** Start **
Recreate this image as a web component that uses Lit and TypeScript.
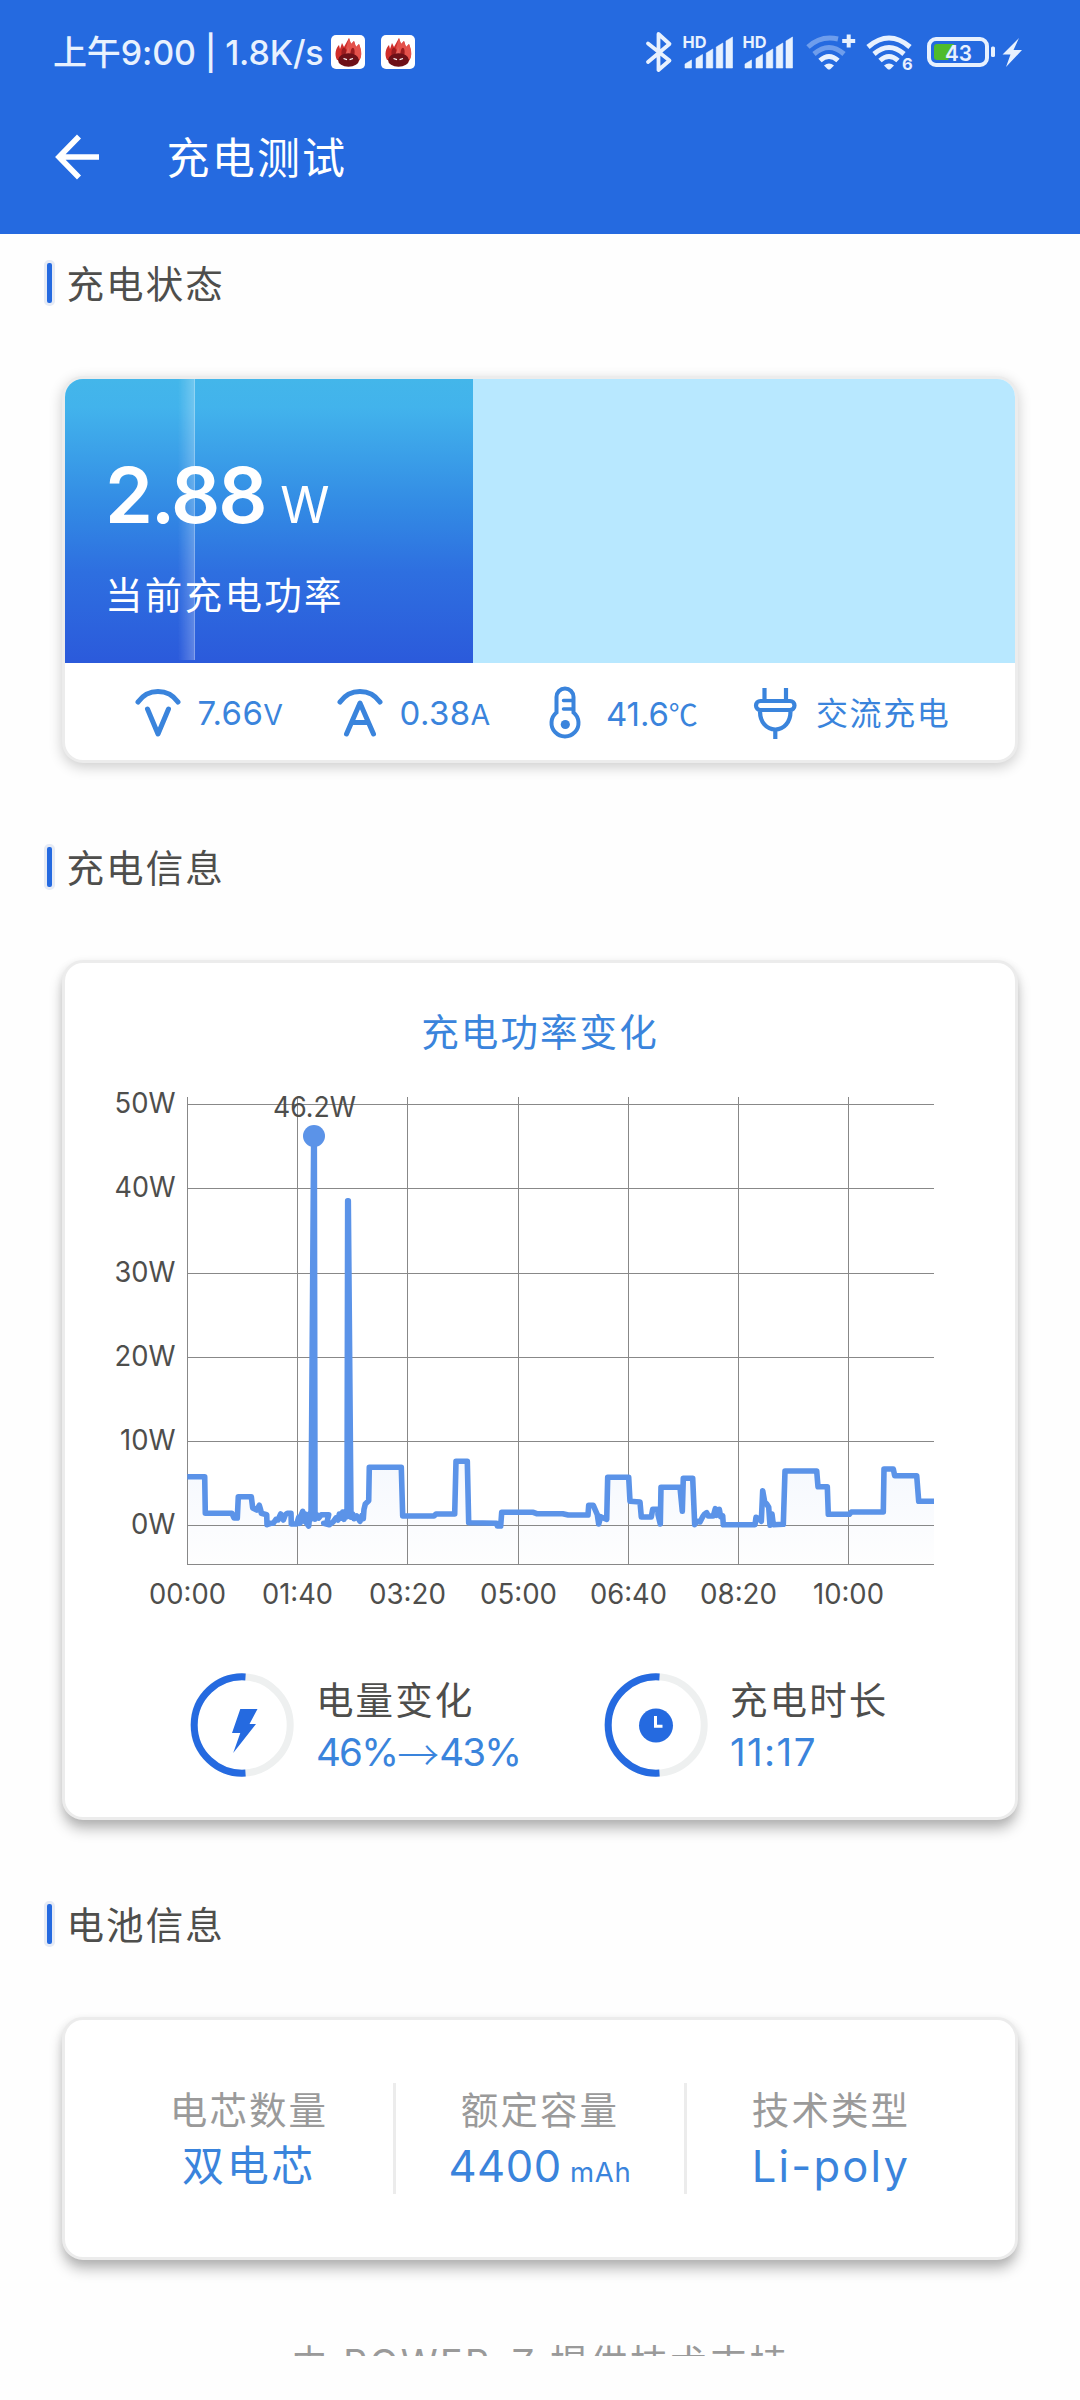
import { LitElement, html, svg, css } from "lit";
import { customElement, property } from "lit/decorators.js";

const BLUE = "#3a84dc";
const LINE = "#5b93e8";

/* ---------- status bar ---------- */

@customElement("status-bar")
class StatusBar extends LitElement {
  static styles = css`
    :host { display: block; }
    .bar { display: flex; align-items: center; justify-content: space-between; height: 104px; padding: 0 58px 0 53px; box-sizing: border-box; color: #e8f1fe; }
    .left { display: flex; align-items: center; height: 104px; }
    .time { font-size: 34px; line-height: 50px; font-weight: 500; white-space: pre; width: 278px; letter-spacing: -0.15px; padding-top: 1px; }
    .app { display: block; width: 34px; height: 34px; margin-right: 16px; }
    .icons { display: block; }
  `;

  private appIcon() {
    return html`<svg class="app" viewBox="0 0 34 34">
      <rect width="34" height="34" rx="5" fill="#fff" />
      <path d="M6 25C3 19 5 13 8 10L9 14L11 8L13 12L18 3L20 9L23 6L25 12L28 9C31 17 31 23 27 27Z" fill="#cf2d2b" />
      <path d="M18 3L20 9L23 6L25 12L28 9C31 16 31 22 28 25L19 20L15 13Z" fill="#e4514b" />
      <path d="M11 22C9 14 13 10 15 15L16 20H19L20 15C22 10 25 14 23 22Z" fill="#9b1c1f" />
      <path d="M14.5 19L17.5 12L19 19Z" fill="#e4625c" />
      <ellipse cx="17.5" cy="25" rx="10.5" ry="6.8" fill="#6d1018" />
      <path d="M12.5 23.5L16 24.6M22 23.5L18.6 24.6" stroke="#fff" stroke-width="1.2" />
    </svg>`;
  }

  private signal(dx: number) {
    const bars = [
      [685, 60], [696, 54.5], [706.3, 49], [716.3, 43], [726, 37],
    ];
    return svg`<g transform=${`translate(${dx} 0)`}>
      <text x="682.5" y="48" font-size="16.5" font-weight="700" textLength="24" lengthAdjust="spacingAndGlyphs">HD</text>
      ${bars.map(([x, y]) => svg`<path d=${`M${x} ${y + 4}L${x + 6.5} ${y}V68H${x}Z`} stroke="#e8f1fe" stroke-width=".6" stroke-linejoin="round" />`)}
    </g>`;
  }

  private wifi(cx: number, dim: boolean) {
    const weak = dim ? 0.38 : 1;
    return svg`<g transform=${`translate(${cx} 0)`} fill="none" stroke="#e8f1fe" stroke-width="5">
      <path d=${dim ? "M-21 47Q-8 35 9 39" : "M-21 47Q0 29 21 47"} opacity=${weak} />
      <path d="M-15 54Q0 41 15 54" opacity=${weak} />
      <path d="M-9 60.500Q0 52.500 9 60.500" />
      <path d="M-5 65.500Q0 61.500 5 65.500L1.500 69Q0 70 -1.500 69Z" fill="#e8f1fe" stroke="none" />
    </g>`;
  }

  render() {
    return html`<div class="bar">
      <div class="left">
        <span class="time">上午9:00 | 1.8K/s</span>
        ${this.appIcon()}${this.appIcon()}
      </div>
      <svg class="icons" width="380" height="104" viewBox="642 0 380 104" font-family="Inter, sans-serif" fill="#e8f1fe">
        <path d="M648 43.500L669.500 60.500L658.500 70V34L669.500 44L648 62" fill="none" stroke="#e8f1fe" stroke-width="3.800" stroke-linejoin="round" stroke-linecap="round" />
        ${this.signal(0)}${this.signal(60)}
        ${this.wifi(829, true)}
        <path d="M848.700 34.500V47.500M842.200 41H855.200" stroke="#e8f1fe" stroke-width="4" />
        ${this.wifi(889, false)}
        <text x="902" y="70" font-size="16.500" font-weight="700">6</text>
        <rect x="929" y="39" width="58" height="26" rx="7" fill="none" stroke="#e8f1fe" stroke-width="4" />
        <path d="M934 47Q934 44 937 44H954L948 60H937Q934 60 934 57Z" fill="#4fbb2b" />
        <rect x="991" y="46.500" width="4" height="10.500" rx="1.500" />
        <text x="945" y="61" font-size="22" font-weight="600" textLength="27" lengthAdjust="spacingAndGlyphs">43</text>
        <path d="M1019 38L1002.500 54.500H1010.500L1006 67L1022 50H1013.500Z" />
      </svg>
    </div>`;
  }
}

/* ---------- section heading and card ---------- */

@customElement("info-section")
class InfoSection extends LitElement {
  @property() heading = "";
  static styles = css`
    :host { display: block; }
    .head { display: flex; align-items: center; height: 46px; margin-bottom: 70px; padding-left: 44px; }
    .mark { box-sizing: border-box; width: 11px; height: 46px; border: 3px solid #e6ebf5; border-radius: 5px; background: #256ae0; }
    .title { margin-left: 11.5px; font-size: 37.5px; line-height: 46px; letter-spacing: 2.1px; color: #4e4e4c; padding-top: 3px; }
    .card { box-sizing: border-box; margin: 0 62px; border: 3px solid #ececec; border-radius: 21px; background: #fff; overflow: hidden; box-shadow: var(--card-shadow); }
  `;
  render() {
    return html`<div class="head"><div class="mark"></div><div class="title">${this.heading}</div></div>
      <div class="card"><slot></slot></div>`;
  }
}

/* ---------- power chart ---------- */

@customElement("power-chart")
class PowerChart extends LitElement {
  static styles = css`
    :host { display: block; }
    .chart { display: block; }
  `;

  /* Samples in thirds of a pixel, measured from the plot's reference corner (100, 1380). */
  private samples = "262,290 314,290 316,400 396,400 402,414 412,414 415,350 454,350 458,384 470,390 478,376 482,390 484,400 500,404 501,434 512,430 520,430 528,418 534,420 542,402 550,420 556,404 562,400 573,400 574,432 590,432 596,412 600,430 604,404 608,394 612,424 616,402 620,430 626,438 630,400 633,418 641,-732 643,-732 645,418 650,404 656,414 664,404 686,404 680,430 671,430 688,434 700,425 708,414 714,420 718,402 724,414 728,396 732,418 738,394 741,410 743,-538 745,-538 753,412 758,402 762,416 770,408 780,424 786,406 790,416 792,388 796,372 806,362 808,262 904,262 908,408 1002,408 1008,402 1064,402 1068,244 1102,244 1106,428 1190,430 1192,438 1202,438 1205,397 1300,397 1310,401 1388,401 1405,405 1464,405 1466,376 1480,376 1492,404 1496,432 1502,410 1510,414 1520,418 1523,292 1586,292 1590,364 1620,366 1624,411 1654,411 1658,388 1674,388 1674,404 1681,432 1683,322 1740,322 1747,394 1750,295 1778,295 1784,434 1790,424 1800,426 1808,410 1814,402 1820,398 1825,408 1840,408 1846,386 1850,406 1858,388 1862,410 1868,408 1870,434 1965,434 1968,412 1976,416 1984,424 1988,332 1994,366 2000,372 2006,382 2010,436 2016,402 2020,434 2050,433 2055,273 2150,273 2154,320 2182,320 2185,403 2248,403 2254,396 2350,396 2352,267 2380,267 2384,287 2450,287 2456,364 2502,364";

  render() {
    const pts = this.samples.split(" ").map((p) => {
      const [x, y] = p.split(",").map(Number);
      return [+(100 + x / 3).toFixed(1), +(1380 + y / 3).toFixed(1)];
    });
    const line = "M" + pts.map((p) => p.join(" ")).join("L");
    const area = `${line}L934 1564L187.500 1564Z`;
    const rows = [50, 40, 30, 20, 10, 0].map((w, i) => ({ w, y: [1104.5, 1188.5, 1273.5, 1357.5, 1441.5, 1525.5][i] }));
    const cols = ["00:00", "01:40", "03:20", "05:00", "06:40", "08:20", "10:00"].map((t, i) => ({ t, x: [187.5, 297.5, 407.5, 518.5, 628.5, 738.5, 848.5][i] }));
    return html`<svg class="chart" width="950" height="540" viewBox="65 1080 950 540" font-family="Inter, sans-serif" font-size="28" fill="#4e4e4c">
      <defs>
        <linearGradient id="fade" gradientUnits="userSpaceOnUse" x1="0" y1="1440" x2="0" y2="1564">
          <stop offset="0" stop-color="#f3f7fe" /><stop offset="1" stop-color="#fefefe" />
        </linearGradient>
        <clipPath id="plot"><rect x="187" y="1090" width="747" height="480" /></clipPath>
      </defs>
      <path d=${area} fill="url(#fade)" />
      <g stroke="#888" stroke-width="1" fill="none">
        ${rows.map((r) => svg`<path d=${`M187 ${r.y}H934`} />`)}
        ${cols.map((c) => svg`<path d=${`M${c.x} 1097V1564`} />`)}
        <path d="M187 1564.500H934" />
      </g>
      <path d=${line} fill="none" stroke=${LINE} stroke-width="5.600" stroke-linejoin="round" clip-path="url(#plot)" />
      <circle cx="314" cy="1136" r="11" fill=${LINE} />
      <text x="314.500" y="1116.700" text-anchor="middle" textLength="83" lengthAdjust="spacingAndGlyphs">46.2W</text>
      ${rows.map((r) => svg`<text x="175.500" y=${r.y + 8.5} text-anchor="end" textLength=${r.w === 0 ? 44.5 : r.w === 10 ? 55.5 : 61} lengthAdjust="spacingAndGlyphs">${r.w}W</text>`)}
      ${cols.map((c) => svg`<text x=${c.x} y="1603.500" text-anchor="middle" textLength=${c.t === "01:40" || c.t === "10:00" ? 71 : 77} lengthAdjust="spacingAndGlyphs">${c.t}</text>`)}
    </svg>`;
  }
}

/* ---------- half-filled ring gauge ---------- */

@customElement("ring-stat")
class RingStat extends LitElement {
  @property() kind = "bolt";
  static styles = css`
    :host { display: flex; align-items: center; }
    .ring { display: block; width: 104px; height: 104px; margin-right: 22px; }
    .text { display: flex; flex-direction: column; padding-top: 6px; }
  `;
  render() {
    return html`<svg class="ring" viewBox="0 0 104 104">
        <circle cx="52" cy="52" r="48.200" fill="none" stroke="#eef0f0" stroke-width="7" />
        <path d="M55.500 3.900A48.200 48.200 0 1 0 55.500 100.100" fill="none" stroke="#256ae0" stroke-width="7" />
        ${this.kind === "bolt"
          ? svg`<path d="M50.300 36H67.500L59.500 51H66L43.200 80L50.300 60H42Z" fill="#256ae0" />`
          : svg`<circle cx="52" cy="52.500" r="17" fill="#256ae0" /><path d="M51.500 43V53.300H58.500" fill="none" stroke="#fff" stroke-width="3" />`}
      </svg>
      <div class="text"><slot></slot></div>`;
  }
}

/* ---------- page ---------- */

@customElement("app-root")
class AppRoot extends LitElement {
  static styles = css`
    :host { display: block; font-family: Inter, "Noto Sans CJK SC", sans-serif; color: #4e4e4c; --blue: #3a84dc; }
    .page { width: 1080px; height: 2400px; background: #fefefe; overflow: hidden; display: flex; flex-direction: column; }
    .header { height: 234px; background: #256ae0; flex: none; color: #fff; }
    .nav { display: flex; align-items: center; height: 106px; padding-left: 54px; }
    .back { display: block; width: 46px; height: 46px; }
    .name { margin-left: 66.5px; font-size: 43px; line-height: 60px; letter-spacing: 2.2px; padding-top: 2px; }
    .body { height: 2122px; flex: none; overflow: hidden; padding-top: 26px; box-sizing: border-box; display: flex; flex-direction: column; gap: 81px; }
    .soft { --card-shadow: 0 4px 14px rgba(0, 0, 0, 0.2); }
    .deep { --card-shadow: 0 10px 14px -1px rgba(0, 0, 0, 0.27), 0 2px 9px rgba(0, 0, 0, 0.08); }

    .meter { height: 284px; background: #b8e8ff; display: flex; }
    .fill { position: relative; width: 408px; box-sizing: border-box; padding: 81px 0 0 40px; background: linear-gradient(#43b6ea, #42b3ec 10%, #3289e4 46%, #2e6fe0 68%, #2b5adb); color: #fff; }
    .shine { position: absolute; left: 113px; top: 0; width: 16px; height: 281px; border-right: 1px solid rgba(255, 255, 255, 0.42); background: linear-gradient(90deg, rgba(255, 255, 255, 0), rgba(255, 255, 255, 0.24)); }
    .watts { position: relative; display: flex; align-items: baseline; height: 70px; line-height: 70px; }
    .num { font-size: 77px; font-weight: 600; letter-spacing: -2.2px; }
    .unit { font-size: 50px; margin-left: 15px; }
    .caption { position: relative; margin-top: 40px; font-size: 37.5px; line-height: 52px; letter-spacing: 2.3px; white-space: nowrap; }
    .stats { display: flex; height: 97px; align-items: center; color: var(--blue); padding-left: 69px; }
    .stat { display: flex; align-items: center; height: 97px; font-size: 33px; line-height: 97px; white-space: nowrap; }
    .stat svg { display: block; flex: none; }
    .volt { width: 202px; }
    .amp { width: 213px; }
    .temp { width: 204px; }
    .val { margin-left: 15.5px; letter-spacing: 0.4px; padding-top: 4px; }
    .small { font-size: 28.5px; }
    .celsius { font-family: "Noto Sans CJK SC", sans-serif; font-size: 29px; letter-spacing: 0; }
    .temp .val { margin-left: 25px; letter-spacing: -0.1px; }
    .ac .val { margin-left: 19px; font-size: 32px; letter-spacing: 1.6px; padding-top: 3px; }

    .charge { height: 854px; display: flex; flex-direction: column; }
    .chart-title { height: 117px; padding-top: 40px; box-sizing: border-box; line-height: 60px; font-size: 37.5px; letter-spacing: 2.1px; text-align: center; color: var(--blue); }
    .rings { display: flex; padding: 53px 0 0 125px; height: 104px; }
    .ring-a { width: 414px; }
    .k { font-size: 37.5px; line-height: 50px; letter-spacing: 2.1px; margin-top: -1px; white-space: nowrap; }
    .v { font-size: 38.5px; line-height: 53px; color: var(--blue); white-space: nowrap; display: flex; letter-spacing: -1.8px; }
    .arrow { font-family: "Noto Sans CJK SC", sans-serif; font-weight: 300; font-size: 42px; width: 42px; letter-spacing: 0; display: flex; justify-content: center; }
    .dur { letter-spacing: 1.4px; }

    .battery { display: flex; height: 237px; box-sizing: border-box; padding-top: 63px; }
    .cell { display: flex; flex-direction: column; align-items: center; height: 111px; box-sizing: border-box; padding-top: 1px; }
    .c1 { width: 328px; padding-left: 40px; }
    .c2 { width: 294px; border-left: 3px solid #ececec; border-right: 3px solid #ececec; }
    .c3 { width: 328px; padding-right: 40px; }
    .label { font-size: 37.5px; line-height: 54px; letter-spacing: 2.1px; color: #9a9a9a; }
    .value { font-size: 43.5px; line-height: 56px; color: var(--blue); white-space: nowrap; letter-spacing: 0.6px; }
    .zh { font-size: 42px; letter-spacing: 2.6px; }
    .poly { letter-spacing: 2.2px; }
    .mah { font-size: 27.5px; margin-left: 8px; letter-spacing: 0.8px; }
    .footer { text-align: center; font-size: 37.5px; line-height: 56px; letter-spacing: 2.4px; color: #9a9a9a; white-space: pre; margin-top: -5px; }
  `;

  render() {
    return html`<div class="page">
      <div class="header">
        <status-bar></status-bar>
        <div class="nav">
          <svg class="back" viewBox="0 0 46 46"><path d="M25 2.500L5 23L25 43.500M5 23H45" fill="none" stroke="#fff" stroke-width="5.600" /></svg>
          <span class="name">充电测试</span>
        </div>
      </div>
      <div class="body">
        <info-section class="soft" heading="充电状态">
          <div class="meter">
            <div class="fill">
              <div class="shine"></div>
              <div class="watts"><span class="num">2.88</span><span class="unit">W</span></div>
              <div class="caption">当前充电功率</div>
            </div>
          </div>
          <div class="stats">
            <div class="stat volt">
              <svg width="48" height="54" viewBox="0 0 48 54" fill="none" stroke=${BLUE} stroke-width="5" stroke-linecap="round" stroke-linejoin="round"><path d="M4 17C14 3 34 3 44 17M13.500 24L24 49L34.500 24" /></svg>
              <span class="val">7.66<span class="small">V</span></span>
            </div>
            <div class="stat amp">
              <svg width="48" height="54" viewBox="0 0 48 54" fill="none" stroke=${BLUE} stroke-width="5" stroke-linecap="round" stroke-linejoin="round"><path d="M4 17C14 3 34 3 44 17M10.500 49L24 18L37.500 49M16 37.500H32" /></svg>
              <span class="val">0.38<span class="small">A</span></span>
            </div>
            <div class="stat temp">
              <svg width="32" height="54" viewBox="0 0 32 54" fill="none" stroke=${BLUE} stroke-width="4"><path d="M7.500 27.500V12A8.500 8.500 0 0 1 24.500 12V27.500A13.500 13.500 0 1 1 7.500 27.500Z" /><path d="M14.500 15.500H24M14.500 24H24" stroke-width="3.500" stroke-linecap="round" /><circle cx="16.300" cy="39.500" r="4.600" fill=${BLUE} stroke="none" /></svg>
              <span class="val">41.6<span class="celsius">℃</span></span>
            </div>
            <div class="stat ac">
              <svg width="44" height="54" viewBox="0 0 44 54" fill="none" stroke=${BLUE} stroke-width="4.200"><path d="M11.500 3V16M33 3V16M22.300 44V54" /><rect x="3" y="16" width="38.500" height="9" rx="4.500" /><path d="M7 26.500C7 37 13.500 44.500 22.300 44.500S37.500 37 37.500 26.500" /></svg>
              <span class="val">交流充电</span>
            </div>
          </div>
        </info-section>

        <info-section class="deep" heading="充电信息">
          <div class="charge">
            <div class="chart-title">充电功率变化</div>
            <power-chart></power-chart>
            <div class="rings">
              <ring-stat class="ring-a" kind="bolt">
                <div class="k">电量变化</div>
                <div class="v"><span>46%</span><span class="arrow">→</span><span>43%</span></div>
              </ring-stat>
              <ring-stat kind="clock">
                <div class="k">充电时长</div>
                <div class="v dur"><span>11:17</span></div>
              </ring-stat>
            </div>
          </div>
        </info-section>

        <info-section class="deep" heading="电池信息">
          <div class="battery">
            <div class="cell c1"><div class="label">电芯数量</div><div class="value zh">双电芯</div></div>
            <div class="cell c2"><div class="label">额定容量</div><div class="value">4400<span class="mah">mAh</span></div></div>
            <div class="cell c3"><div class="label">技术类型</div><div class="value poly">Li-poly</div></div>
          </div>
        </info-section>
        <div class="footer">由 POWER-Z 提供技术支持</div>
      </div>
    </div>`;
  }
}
** End **
Problem:
Everything from the first line of the listing above through the line that contains "status bar ---------- */" is to be restated word for word, minus the pictures.

Solution to this problem:
Recreate this image as a web component that uses Lit and TypeScript.
import { LitElement, html, svg, css } from "lit";
import { customElement, property } from "lit/decorators.js";

const BLUE = "#3a84dc";
const LINE = "#5b93e8";

/* ---------- status bar ---------- */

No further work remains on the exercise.